Увлекательно рассказывая о стоицизме, он вдруг нахмурился, почмокал губами и строго сказал:
- Стеганое, а не стежаное; есть глаголы стегать и стяжать, а глагола стежать нет...
Эта фраза явно не имела никакого отношения к философии стоиков. Заметив, что я недоумеваю, он торопливо произнес, кивнув головой на дверь соседней комнаты:
- Они там говорят: стежаное одеяло!
И продолжал:
- А слащавый болтун Ренан...
Нередко он говорил мне:
- Вы хорошо рассказываете - своими словами, крепко, не книжно,
Но почти всегда замечал небрежности речи и говорил вполголоса, как бы для себя:
- Подобно, а рядом - абсолютно, когда можно сказать - совершенно!
Иногда же укорял:
- Хлибкий субъект-разве можно ставить рядом такие несхожие по духу слова? Нехорошо...
го чуткость к формам речи казалась мне - порою - болезненно острой; однажды он сказал:
У какого-то писателя я встретил в одной фразе кошку и кишку-отвратительно! Меня едва не стошнило. иногда он рассуждал:
Подождем и под дождем - какая связь?
однажды, придя из парка, сказал:
- Сейчас садовник говорит: насилу столковался. Не правда ли - странно? Куются якоря, а не столы. Как же связаны эти глаголы - ковать и толковать? Не люблю филологов - они схоласты, но пред ними важная работа по языку. Мы говорим словами, которых не понимаем. Вот, например, как образовались глаголы просить и бросить?

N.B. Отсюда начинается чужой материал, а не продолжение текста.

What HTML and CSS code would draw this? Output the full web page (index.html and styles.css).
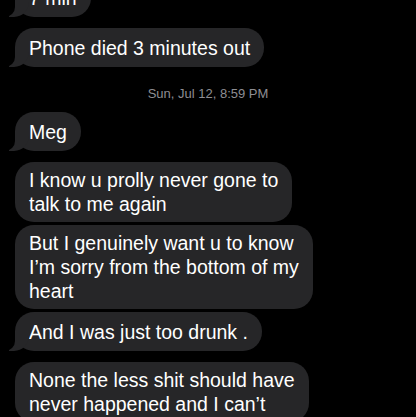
FILE: index.html
```html
<!DOCTYPE html>
<html lang="en">
<head>
    <meta charset="UTF-8">
    <meta name="viewport" content="width=device-width, initial-scale=1.0">
    <title>Messages</title>
    <link rel="stylesheet" href="styles.css">
</head>
<body>
    <div class="thread">
        <div class="bubble tail first">7 min</div>
        <div class="bubble tail">Phone died 3 minutes out</div>

        <div class="timestamp">Sun, Jul 12, 8:59 PM</div>

        <div class="bubble tail">Meg</div>
        <div class="bubble multi">I know u prolly never gone to<br>talk to me again</div>
        <div class="bubble multi">But I genuinely want u to know<br>I’m sorry from the bottom of my<br>heart</div>
        <div class="bubble tail">And I was just too drunk .</div>
        <div class="bubble multi">None the less shit should have<br>never happened and I can’t</div>
    </div>
</body>
</html>
```

FILE: styles.css
```css
body {
    margin: 0;
    background: #000;
    font-family: 'Liberation Sans', Arial, sans-serif;
    color: #fff;
    overflow: hidden;
}
.thread {
    display: flex;
    flex-direction: column;
    align-items: flex-start;
    gap: 3px;
    padding: 0 15px;
}
.bubble {
    position: relative;
    background: #262628;
    border-radius: 19px;
    padding: 7.5px 14px;
    font-size: 19.5px;
    line-height: 24px;
    white-space: nowrap;
}
.bubble.multi {
    padding: 6px 14px;
}
.bubble.first {
    margin-top: -22px;
}
.bubble.tail {
    margin-bottom: 8px;
}
.bubble.tail::before {
    content: "";
    position: absolute;
    bottom: 0;
    left: -6px;
    width: 20px;
    height: 20px;
    background: #262628;
    border-bottom-right-radius: 15px;
}
.bubble.tail::after {
    content: "";
    position: absolute;
    bottom: 0;
    left: -10px;
    width: 10px;
    height: 20px;
    background: #000;
    border-bottom-right-radius: 10px;
}
.timestamp {
    align-self: center;
    margin: 8px 0 7px;
    font-size: 13px;
    line-height: 16px;
    color: #8e8e93;
}
```
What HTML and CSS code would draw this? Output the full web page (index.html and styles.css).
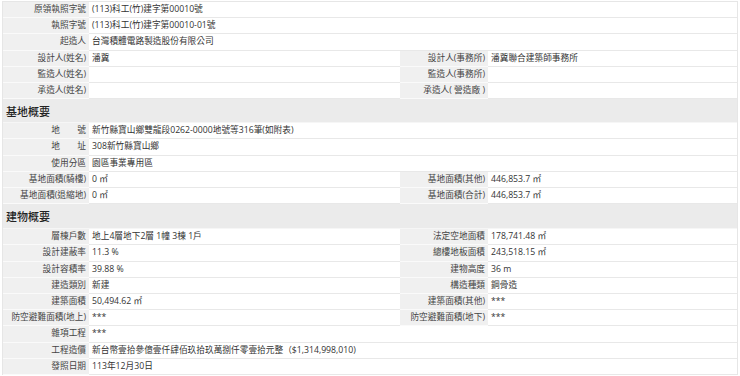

Чаще всего он говорил о языке Достоевского:
- Он писал безобразно и даже нарочно некрасиво,- я уверен, что нарочно, из кокетства. Он форсил; в "Идиоте" у него написано: "В наглом приставании и афишевании знакомства". Я думаю, он нарочно исказил слово афишировать, потому что оно чужое, западное. Но у него можно найти и непростительные промахи; идиот говорит: "Осел - добрый и полезный человек", но никто не смеется, хотя эти слова неизбежно должны вызвать смех или какое-нибудь замечание. Он говорит это при трех сестрах, а они любили высмеивать его. Особенно Аглая. Эту книгу считают плохой, но главное, что в ней плохо, это то, что князь Мышкин - эпилептик. Будь он здоров - его сердечная наивность, его чистота очень трогали бы нас. Но для того, чтоб написать его здоровым, у Достоевского не хватило храбрости. Да и не любил он здоровых людей. Он был уверен, что если сам он болен - весь мир болен...
Читал Сулеру и мне вариант сцены падения "Отца Сергия" - безжалостная сцена. Сулер надул губы и взволнованно заерзал.
- Ты что? Не нравится? - спросил Л. Н.
- Уж очень жестоко, точно у Достоевского. Эта гнилая девица, и груди у нее, как блины, и все. Почему он не согрешил с женщиной красивой, здоровой?